- SUPPLIED MATERIAL:
>>>

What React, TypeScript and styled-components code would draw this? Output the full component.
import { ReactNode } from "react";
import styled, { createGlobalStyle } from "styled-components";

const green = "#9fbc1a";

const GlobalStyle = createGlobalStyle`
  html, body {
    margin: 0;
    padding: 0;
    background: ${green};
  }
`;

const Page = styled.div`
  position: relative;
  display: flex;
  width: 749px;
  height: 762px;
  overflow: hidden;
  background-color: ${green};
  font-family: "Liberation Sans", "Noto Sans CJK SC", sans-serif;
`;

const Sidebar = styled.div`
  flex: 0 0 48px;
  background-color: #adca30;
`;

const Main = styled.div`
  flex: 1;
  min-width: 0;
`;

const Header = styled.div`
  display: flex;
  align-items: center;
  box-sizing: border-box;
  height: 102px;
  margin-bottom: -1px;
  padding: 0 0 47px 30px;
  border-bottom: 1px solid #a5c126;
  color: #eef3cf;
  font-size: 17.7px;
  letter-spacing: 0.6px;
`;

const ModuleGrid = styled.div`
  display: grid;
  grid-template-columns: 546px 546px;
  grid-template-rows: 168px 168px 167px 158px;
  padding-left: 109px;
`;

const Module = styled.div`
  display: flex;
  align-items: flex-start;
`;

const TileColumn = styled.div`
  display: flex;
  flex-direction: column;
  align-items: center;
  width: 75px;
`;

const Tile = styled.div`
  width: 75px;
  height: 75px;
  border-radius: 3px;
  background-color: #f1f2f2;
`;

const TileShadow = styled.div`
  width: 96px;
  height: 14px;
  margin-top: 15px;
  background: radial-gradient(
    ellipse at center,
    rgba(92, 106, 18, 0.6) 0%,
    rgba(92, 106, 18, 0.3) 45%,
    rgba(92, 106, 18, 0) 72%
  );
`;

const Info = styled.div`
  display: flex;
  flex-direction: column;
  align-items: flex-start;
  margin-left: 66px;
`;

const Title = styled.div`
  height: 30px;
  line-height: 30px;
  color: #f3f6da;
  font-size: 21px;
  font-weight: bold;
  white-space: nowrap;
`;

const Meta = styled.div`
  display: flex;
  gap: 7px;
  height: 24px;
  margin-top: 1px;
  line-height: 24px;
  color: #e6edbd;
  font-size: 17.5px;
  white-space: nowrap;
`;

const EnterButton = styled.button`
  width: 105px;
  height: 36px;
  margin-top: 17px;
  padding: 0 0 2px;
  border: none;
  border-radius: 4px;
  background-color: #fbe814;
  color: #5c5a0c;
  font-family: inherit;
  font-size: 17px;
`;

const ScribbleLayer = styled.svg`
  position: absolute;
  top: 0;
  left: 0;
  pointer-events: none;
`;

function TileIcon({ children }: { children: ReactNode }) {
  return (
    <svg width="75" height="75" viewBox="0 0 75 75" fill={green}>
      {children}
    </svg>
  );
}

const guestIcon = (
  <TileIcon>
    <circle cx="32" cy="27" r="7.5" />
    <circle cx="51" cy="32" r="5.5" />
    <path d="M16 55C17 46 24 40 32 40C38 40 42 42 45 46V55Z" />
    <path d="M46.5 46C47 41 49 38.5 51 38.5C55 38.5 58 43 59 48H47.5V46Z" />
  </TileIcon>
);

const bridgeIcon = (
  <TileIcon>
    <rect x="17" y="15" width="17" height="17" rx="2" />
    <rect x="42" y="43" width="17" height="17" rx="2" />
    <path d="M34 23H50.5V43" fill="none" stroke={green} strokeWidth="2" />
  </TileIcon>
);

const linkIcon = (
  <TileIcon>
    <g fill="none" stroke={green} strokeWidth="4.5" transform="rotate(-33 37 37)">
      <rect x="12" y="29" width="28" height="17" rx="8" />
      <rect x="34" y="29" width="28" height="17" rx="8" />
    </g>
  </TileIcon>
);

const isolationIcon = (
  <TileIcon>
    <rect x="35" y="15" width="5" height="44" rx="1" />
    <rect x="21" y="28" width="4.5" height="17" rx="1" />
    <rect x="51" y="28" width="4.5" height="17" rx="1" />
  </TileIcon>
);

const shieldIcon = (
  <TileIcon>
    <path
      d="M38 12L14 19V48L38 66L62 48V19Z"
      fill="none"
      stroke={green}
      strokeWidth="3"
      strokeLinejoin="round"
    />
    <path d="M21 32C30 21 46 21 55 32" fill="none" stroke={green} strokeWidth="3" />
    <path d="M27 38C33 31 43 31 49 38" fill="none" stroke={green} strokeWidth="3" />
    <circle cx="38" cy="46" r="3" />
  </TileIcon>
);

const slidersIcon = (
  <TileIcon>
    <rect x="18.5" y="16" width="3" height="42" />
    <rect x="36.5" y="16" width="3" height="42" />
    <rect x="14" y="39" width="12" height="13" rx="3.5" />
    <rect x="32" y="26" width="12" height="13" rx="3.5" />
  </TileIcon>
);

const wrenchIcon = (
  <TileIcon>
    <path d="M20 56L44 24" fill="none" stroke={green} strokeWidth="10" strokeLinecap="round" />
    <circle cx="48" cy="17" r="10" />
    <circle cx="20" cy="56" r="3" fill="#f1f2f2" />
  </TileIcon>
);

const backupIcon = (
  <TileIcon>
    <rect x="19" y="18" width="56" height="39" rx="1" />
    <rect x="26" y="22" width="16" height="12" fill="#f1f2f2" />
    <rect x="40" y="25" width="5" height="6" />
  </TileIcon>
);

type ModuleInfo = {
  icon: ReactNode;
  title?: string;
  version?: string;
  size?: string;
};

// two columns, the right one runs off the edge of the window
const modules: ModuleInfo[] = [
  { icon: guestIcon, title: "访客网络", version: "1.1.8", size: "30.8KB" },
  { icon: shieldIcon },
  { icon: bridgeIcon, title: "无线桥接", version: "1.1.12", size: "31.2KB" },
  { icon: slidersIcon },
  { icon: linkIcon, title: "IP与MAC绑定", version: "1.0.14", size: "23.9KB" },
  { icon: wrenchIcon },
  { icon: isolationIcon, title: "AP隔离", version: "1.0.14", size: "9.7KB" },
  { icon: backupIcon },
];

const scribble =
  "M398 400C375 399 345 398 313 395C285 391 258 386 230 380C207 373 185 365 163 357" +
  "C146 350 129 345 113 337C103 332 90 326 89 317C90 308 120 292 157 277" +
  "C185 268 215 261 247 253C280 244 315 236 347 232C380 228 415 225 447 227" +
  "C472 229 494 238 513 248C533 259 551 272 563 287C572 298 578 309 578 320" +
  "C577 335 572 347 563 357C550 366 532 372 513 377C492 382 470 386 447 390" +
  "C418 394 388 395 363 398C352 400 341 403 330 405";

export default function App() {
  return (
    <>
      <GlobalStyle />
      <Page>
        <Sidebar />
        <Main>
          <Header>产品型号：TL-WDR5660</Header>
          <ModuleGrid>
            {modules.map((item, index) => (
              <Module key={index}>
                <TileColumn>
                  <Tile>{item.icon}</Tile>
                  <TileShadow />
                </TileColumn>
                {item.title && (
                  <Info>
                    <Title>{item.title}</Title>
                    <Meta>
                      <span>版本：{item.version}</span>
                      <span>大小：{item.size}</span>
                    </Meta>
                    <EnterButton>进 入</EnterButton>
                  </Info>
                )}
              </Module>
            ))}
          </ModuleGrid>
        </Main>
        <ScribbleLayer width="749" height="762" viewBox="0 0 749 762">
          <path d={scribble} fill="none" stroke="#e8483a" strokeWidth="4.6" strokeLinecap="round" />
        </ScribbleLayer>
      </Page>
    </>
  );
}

<<<

- CHALLENGE:
Extract all of the data above without altering anything.

- RESULT OF THIS TASK:
What React, TypeScript and styled-components code would draw this? Output the full component.
import { ReactNode } from "react";
import styled, { createGlobalStyle } from "styled-components";

const green = "#9fbc1a";

const GlobalStyle = createGlobalStyle`
  html, body {
    margin: 0;
    padding: 0;
    background: ${green};
  }
`;

const Page = styled.div`
  position: relative;
  display: flex;
  width: 749px;
  height: 762px;
  overflow: hidden;
  background-color: ${green};
  font-family: "Liberation Sans", "Noto Sans CJK SC", sans-serif;
`;

const Sidebar = styled.div`
  flex: 0 0 48px;
  background-color: #adca30;
`;

const Main = styled.div`
  flex: 1;
  min-width: 0;
`;

const Header = styled.div`
  display: flex;
  align-items: center;
  box-sizing: border-box;
  height: 102px;
  margin-bottom: -1px;
  padding: 0 0 47px 30px;
  border-bottom: 1px solid #a5c126;
  color: #eef3cf;
  font-size: 17.7px;
  letter-spacing: 0.6px;
`;

const ModuleGrid = styled.div`
  display: grid;
  grid-template-columns: 546px 546px;
  grid-template-rows: 168px 168px 167px 158px;
  padding-left: 109px;
`;

const Module = styled.div`
  display: flex;
  align-items: flex-start;
`;

const TileColumn = styled.div`
  display: flex;
  flex-direction: column;
  align-items: center;
  width: 75px;
`;

const Tile = styled.div`
  width: 75px;
  height: 75px;
  border-radius: 3px;
  background-color: #f1f2f2;
`;

const TileShadow = styled.div`
  width: 96px;
  height: 14px;
  margin-top: 15px;
  background: radial-gradient(
    ellipse at center,
    rgba(92, 106, 18, 0.6) 0%,
    rgba(92, 106, 18, 0.3) 45%,
    rgba(92, 106, 18, 0) 72%
  );
`;

const Info = styled.div`
  display: flex;
  flex-direction: column;
  align-items: flex-start;
  margin-left: 66px;
`;

const Title = styled.div`
  height: 30px;
  line-height: 30px;
  color: #f3f6da;
  font-size: 21px;
  font-weight: bold;
  white-space: nowrap;
`;

const Meta = styled.div`
  display: flex;
  gap: 7px;
  height: 24px;
  margin-top: 1px;
  line-height: 24px;
  color: #e6edbd;
  font-size: 17.5px;
  white-space: nowrap;
`;

const EnterButton = styled.button`
  width: 105px;
  height: 36px;
  margin-top: 17px;
  padding: 0 0 2px;
  border: none;
  border-radius: 4px;
  background-color: #fbe814;
  color: #5c5a0c;
  font-family: inherit;
  font-size: 17px;
`;

const ScribbleLayer = styled.svg`
  position: absolute;
  top: 0;
  left: 0;
  pointer-events: none;
`;

function TileIcon({ children }: { children: ReactNode }) {
  return (
    <svg width="75" height="75" viewBox="0 0 75 75" fill={green}>
      {children}
    </svg>
  );
}

const guestIcon = (
  <TileIcon>
    <circle cx="32" cy="27" r="7.5" />
    <circle cx="51" cy="32" r="5.5" />
    <path d="M16 55C17 46 24 40 32 40C38 40 42 42 45 46V55Z" />
    <path d="M46.5 46C47 41 49 38.5 51 38.5C55 38.5 58 43 59 48H47.5V46Z" />
  </TileIcon>
);

const bridgeIcon = (
  <TileIcon>
    <rect x="17" y="15" width="17" height="17" rx="2" />
    <rect x="42" y="43" width="17" height="17" rx="2" />
    <path d="M34 23H50.5V43" fill="none" stroke={green} strokeWidth="2" />
  </TileIcon>
);

const linkIcon = (
  <TileIcon>
    <g fill="none" stroke={green} strokeWidth="4.5" transform="rotate(-33 37 37)">
      <rect x="12" y="29" width="28" height="17" rx="8" />
      <rect x="34" y="29" width="28" height="17" rx="8" />
    </g>
  </TileIcon>
);

const isolationIcon = (
  <TileIcon>
    <rect x="35" y="15" width="5" height="44" rx="1" />
    <rect x="21" y="28" width="4.5" height="17" rx="1" />
    <rect x="51" y="28" width="4.5" height="17" rx="1" />
  </TileIcon>
);

const shieldIcon = (
  <TileIcon>
    <path
      d="M38 12L14 19V48L38 66L62 48V19Z"
      fill="none"
      stroke={green}
      strokeWidth="3"
      strokeLinejoin="round"
    />
    <path d="M21 32C30 21 46 21 55 32" fill="none" stroke={green} strokeWidth="3" />
    <path d="M27 38C33 31 43 31 49 38" fill="none" stroke={green} strokeWidth="3" />
    <circle cx="38" cy="46" r="3" />
  </TileIcon>
);

const slidersIcon = (
  <TileIcon>
    <rect x="18.5" y="16" width="3" height="42" />
    <rect x="36.5" y="16" width="3" height="42" />
    <rect x="14" y="39" width="12" height="13" rx="3.5" />
    <rect x="32" y="26" width="12" height="13" rx="3.5" />
  </TileIcon>
);

const wrenchIcon = (
  <TileIcon>
    <path d="M20 56L44 24" fill="none" stroke={green} strokeWidth="10" strokeLinecap="round" />
    <circle cx="48" cy="17" r="10" />
    <circle cx="20" cy="56" r="3" fill="#f1f2f2" />
  </TileIcon>
);

const backupIcon = (
  <TileIcon>
    <rect x="19" y="18" width="56" height="39" rx="1" />
    <rect x="26" y="22" width="16" height="12" fill="#f1f2f2" />
    <rect x="40" y="25" width="5" height="6" />
  </TileIcon>
);

type ModuleInfo = {
  icon: ReactNode;
  title?: string;
  version?: string;
  size?: string;
};

// two columns, the right one runs off the edge of the window
const modules: ModuleInfo[] = [
  { icon: guestIcon, title: "访客网络", version: "1.1.8", size: "30.8KB" },
  { icon: shieldIcon },
  { icon: bridgeIcon, title: "无线桥接", version: "1.1.12", size: "31.2KB" },
  { icon: slidersIcon },
  { icon: linkIcon, title: "IP与MAC绑定", version: "1.0.14", size: "23.9KB" },
  { icon: wrenchIcon },
  { icon: isolationIcon, title: "AP隔离", version: "1.0.14", size: "9.7KB" },
  { icon: backupIcon },
];

const scribble =
  "M398 400C375 399 345 398 313 395C285 391 258 386 230 380C207 373 185 365 163 357" +
  "C146 350 129 345 113 337C103 332 90 326 89 317C90 308 120 292 157 277" +
  "C185 268 215 261 247 253C280 244 315 236 347 232C380 228 415 225 447 227" +
  "C472 229 494 238 513 248C533 259 551 272 563 287C572 298 578 309 578 320" +
  "C577 335 572 347 563 357C550 366 532 372 513 377C492 382 470 386 447 390" +
  "C418 394 388 395 363 398C352 400 341 403 330 405";

export default function App() {
  return (
    <>
      <GlobalStyle />
      <Page>
        <Sidebar />
        <Main>
          <Header>产品型号：TL-WDR5660</Header>
          <ModuleGrid>
            {modules.map((item, index) => (
              <Module key={index}>
                <TileColumn>
                  <Tile>{item.icon}</Tile>
                  <TileShadow />
                </TileColumn>
                {item.title && (
                  <Info>
                    <Title>{item.title}</Title>
                    <Meta>
                      <span>版本：{item.version}</span>
                      <span>大小：{item.size}</span>
                    </Meta>
                    <EnterButton>进 入</EnterButton>
                  </Info>
                )}
              </Module>
            ))}
          </ModuleGrid>
        </Main>
        <ScribbleLayer width="749" height="762" viewBox="0 0 749 762">
          <path d={scribble} fill="none" stroke="#e8483a" strokeWidth="4.6" strokeLinecap="round" />
        </ScribbleLayer>
      </Page>
    </>
  );
}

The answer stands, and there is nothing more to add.